**Records provided:**
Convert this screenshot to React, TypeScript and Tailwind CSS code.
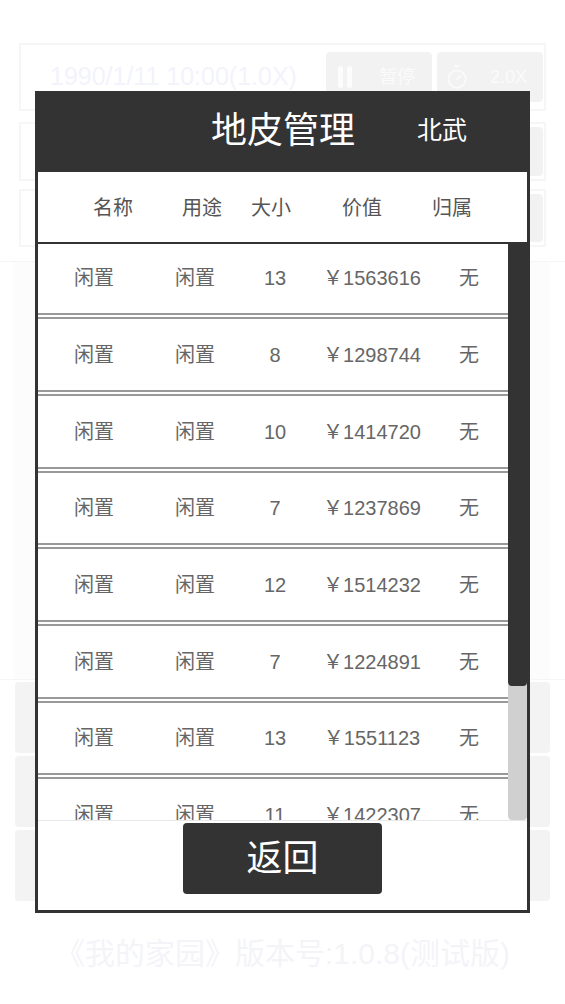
import { Timer } from 'lucide-react';

const rows = [
  { size: '13', price: '1563616' },
  { size: '8', price: '1298744' },
  { size: '10', price: '1414720' },
  { size: '7', price: '1237869' },
  { size: '12', price: '1514232' },
  { size: '7', price: '1224891' },
  { size: '13', price: '1551123' },
  { size: '11', price: '1422307' },
];

const font = 'font-["Liberation_Sans","Noto_Sans_CJK_SC",sans-serif]';

export default function App() {
  return (
    <div className={`relative h-[1004px] w-[565px] overflow-hidden bg-white ${font}`}>
      {/* Page behind the dialog, washed out */}
      <div className="flex flex-col pt-[43px]">
        <div className="mx-[19px] flex h-[68px] items-center justify-between border-2 border-[#f6f6f6] pl-[29px] pr-[1px]">
          <span className="text-[25px] text-[#f3f3fc]">1990/1/11 10:00(1.0X)</span>
          <div className="flex gap-[5px]">
            <div className="flex h-[50px] w-[106px] items-center gap-[27px] rounded bg-[#f2f2f2] pl-[12px] text-[#fbfbfb]">
              <div className="flex gap-[4px]">
                <div className="h-[22px] w-[5px] rounded-full bg-[#fcfcfc]" />
                <div className="h-[22px] w-[5px] rounded-full bg-[#fcfcfc]" />
              </div>
              <span className="text-[18px]">暂停</span>
            </div>
            <div className="flex h-[50px] w-[106px] items-center gap-[20px] rounded bg-[#f2f2f2] pl-[7px] text-[#fbfbfb]">
              <Timer size={26} strokeWidth={1.5} />
              <span className="text-[18px]">2.0X</span>
            </div>
          </div>
        </div>
        <div className="mx-[19px] mt-[11px] flex h-[59px] justify-end border-2 border-[#f6f6f6] py-[3px] pr-[1px]">
          <div className="w-[27px] rounded bg-[#f2f2f2]" />
        </div>
        <div className="mx-[19px] mt-[8px] flex h-[58px] justify-end border-2 border-[#f6f6f6] py-[3px] pr-[1px]">
          <div className="w-[27px] rounded bg-[#f2f2f2]" />
        </div>
        <div className="mt-[14px] h-[419px] border-y border-[#f5f5f5]">
          <div className="ml-[14px] h-full w-[536px] bg-[#fcfcfc]" />
        </div>
        <div className="ml-[15px] mt-[2px] flex w-[535px] flex-col gap-[3px]">
          <div className="h-[71px] rounded bg-[#f3f3f3]" />
          <div className="h-[71px] rounded bg-[#f3f3f3]" />
          <div className="h-[71px] rounded bg-[#f3f3f3]" />
        </div>
        <p className="mt-[33px] text-center text-[30px] leading-[40px] text-[#f4f4f8]">
          《我的家园》版本号:1.0.8(测试版)
        </p>
      </div>

      {/* Dialog */}
      <div className="absolute left-[35px] top-[91px] flex h-[822px] w-[495px] flex-col border-[3px] border-[#333333] bg-white">
        <div className="flex h-[78px] shrink-0 items-center bg-[#333333] pb-[5px] pl-[173px] text-white">
          <span className="text-[36px] leading-none">地皮管理</span>
          <span className="ml-[62px] text-[25px] leading-none">北武</span>
        </div>

        <div className="grid h-[72px] shrink-0 grid-cols-[82px_96px_42px_140px_40px] items-center border-b-2 border-[#333333] pl-[34px] pt-[1px] text-center text-[20px] text-[#555555]">
          <span>名称</span>
          <span>用途</span>
          <span>大小</span>
          <span>价值</span>
          <span>归属</span>
        </div>

        <div className="flex h-[576px] shrink-0">
          <div className="w-[470px] overflow-hidden">
            <div className="-mt-[1.5px]">
              {rows.map((row, i) => (
                <div
                  key={i}
                  className="grid h-[76.7px] grid-cols-[112px_90px_70px_124px_70px] items-center border-b-[6px] border-double border-[#999999] pt-[1px] text-center text-[20px] text-[#666666]"
                >
                  <span>闲置</span>
                  <span>闲置</span>
                  <span>{row.size}</span>
                  <span>￥{row.price}</span>
                  <span>无</span>
                </div>
              ))}
            </div>
          </div>
          <div className="w-[19px] rounded-b bg-[#d0d0d0]">
            <div className="h-[442px] rounded-b bg-[#333333]" />
          </div>
        </div>

        <div className="flex flex-1 justify-center border-t border-[#e8e8e8] pt-[2px]">
          <button className="h-[71px] w-[199px] rounded-[4px] bg-[#333333] text-[36px] leading-none text-white">
            返回
          </button>
        </div>
      </div>
    </div>
  );
}
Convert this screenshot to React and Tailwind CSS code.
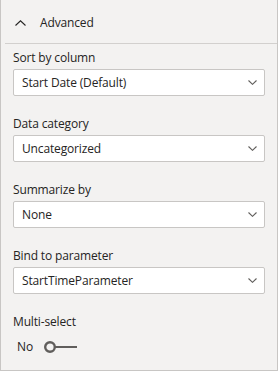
import React from "react";

function Chevron() {
  return (
    <svg width="9" height="5" viewBox="0 0 9 5" className="shrink-0">
      <path d="M0.5 0.5 L4.5 4.3 L8.5 0.5" fill="none" stroke="#605e5c" strokeWidth="1.1" />
    </svg>
  );
}

function Dropdown({ label, value }) {
  return (
    <div className="flex flex-col">
      <div className="h-[16px] leading-[16px] text-[12px] tracking-[-0.15px] text-[#252423]">{label}</div>
      <div className="mt-[3px] h-[27px] w-[252px] bg-white border border-[#c8c6c4] rounded-[2px] flex items-center justify-between pl-[8px] pr-[7px]">
        <span className="text-[12px] leading-[16px] tracking-[-0.15px] text-[#252423]">{value}</span>
        <Chevron />
      </div>
    </div>
  );
}

export default function App() {
  return (
    <div
      className="w-[278px] h-[371px] bg-[#f3f2f1] border-l border-r border-b border-[#c8c6c4] flex flex-col"
      style={{ fontFamily: '"Open Sans", "Noto Sans", sans-serif' }}
    >
      <div className="h-[43px] flex items-center pl-[14px] pt-[2px]">
        <svg width="11" height="6" viewBox="0 0 11 6" className="shrink-0">
          <path d="M0.5 5.5 L5.5 0.8 L10.5 5.5" fill="none" stroke="#252423" strokeWidth="1.1" />
        </svg>
        <span className="ml-[14px] text-[12px] leading-[16px] tracking-[-0.15px] text-[#252423]">Advanced</span>
      </div>
      <div className="ml-[4px] h-px bg-[#d2d0ce]" />
      <div className="pl-[12px] pt-[6px] flex flex-col gap-[20px]">
        <Dropdown label="Sort by column" value="Start Date (Default)" />
        <Dropdown label="Data category" value="Uncategorized" />
        <Dropdown label="Summarize by" value="None" />
        <Dropdown label="Bind to parameter" value="StartTimeParameter" />
        <div className="flex flex-col">
          <div className="h-[16px] leading-[16px] text-[12px] tracking-[-0.15px] text-[#252423]">Multi-select</div>
          <div className="mt-[9px] flex items-center pl-[4px] h-[16px]">
            <span className="text-[12px] leading-[16px] text-[#252423]">No</span>
            <svg width="36" height="14" viewBox="0 0 36 14" className="ml-[10px]">
              <circle cx="7" cy="7" r="4.8" fill="none" stroke="#605e5c" strokeWidth="2.4" />
              <line x1="11.5" y1="7" x2="34" y2="7" stroke="#605e5c" strokeWidth="2" />
            </svg>
          </div>
        </div>
      </div>
    </div>
  );
}
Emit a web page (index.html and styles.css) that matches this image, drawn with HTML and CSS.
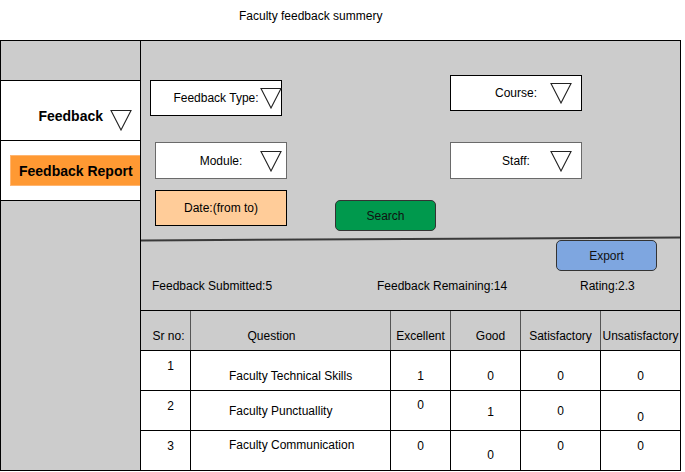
FILE: index.html
```html
<!DOCTYPE html>
<html>
<head>
<meta charset="utf-8">
<title>Faculty feedback summery</title>
<link rel="stylesheet" href="styles.css">
</head>
<body>
<div class="title">Faculty feedback summery</div>
<div class="frame">
  <aside class="sidebar">
    <div class="side-top"></div>
    <div class="nav nav-main">
      <span class="nav-label">Feedback</span>
      <svg class="tri nav-tri" width="22" height="22" viewBox="0 0 22 22"><polygon points="1,1.5 21,1.5 11,21" fill="#fff" stroke="#222" stroke-width="1.1"/></svg>
    </div>
    <div class="nav nav-sub">
      <div class="report">Feedback Report</div>
    </div>
  </aside>
  <main class="main">
    <section class="filters">
      <div class="frow r1">
        <div class="field f-type">Feedback Type:<svg class="tri" width="22" height="22" viewBox="0 0 22 22"><polygon points="1,1.5 21,1.5 11,21" fill="#fff" stroke="#222" stroke-width="1.1"/></svg></div>
        <div class="field f-course">Course:<svg class="tri" width="22" height="22" viewBox="0 0 22 22"><polygon points="1,1.5 21,1.5 11,21" fill="#fff" stroke="#222" stroke-width="1.1"/></svg></div>
      </div>
      <div class="frow r2">
        <div class="field f-module">Module:<svg class="tri" width="22" height="22" viewBox="0 0 22 22"><polygon points="1,1.5 21,1.5 11,21" fill="#fff" stroke="#222" stroke-width="1.1"/></svg></div>
        <div class="field f-staff">Staff:<svg class="tri" width="22" height="22" viewBox="0 0 22 22"><polygon points="1,1.5 21,1.5 11,21" fill="#fff" stroke="#222" stroke-width="1.1"/></svg></div>
      </div>
      <div class="frow r3">
        <div class="field f-date">Date:(from to)</div>
        <div class="btn search">Search</div>
      </div>
    </section>
    <div class="divider"></div>
    <section class="summary">
      <div class="export-row"><div class="btn export">Export</div></div>
      <div class="stats">
        <span>Feedback Submitted:5</span>
        <span>Feedback Remaining:14</span>
        <span>Rating:2.3</span>
      </div>
    </section>
    <div class="table">
      <div class="row head">
        <div class="cell c-sr">Sr no:</div>
        <div class="cell c-q">Question</div>
        <div class="cell">Excellent</div>
        <div class="cell c-good">Good</div>
        <div class="cell">Satisfactory</div>
        <div class="cell">Unsatisfactory</div>
      </div>
      <div class="row body">
        <div class="cell c-sr pt8">1</div>
        <div class="cell c-q pt18">Faculty Technical Skills</div>
        <div class="cell pt18">1</div>
        <div class="cell c-good pt18">0</div>
        <div class="cell pt18">0</div>
        <div class="cell pt18">0</div>
      </div>
      <div class="row body">
        <div class="cell c-sr pt8">2</div>
        <div class="cell c-q pt13">Faculty Punctuallity</div>
        <div class="cell pt7">0</div>
        <div class="cell c-good pt14">1</div>
        <div class="cell pt13">0</div>
        <div class="cell pt19">0</div>
      </div>
      <div class="row body">
        <div class="cell c-sr pt8">3</div>
        <div class="cell c-q pt7">Faculty Communication</div>
        <div class="cell pt8">0</div>
        <div class="cell c-good pt17">0</div>
        <div class="cell pt8">0</div>
        <div class="cell pt8">0</div>
      </div>
    </div>
  </main>
</div>
</body>
</html>
```
FILE: styles.css
```css
* { box-sizing: border-box; }
html, body { margin: 0; padding: 0; background: #fff; }
body {
  font-family: "Liberation Sans", Arial, sans-serif;
  font-size: 12px;
  line-height: 14px;
  color: #000;
  width: 685px;
  height: 472px;
  overflow: hidden;
}
.title {
  height: 40px;
  padding-top: 9px;
  padding-left: 239px;
}
.frame {
  width: 681px;
  height: 431px;
  border: 1px solid #000;
  display: grid;
  grid-template-columns: 140px 539px;
}
/* sidebar */
.sidebar {
  background: #ccc;
  border-right: 1px solid #000;
}
.side-top { height: 39px; }
.nav { background: #fff; border-top: 1px solid #000; }
.nav-main {
  height: 60px;
  display: flex;
  justify-content: flex-end;
  align-items: flex-start;
  padding-right: 8px;
}
.nav-label {
  font-weight: bold;
  font-size: 14px;
  line-height: 16px;
  margin-top: 27px;
  margin-right: 7px;
}
.nav-tri { margin-top: 28px; display: block; }
.nav-sub {
  height: 61px;
  border-bottom: 1px solid #000;
  padding-top: 14px;
}
.report {
  margin-left: 9px;
  height: 31px;
  background: #ff9933;
  border: 1px solid #ffb570;
  border-right: none;
  font-weight: bold;
  font-size: 14px;
  line-height: 30px;
  padding-left: 8px;
}
/* main */
.main { background: #ccc; display: flex; flex-direction: column; }
.filters { height: 197px; }
.frow { display: flex; align-items: flex-start; }
.r1 { padding-top: 34px; }
.r2 { margin-top: 26px; }
.r3 { margin-top: 11px; }
.field {
  position: relative;
  width: 132px;
  height: 36px;
  background: #fff;
  border: 1px solid #000;
  display: flex;
  align-items: center;
  justify-content: center;
}
.field .tri { position: absolute; }
.f-type { margin-left: 9px; margin-top: 5px; }
.f-type .tri { right: -1px; top: 6px; }
.f-course { margin-left: 168px; }
.f-course .tri { right: 9px; top: 6px; }
.f-module { margin-left: 14px; height: 37px; border-color: #6a6a6a; }
.f-module .tri { right: 4px; top: 7px; }
.f-staff { margin-left: 163px; height: 37px; border-color: #6a6a6a; }
.f-staff .tri { right: 9px; top: 7px; }
.f-date { margin-left: 14px; background: #ffcc99; }
.btn {
  width: 101px;
  height: 31px;
  border: 1px solid #333;
  border-radius: 5px;
  display: flex;
  align-items: center;
  justify-content: center;
  color: #111;
}
.search { margin-left: 48px; margin-top: 10px; background: #00994d; }
.divider {
  height: 2px;
  background: #3a3a3a;
  transform: rotate(-0.32deg);
}
.summary { height: 70px; }
.export-row { display: flex; justify-content: flex-end; padding-right: 23px; }
.export { background: #7ea6e0; }
.stats {
  margin-top: 8px;
  display: grid;
  grid-template-columns: 225px 203px 1fr;
  padding-left: 11px;
}
/* table */
.table { border-top: 1px solid #000; }
.row {
  display: grid;
  grid-template-columns: 49px 200px 60px 70px 80px 80px;
  height: 40px;
  border-bottom: 1px solid #000;
}
.row:last-child { border-bottom: none; height: 39px; }
.head { background: #ccc; }
.body { background: #fff; }
.cell { text-align: center; white-space: nowrap; }
.cell + .cell { border-left: 1px solid #000; }
.head .cell { padding-top: 18px; }
.head .cell + .cell { border-left-color: #555; }
.head .c-sr { padding-left: 6px; }
.head .c-q { padding-right: 38px; }
.c-good { padding-left: 10px; }
.body .c-sr { padding-left: 10px; }
.body .c-q { text-align: left; padding-left: 38px; }
.pt7 { padding-top: 7px; }
.pt8 { padding-top: 8px; }
.pt13 { padding-top: 13px; }
.pt14 { padding-top: 14px; }
.pt17 { padding-top: 17px; }
.pt18 { padding-top: 18px; }
.pt19 { padding-top: 19px; }
```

**Problem requirements:**
Of the lines in the records, determine how many contain the word "Convert", and report that number alone.

**Task result:**
2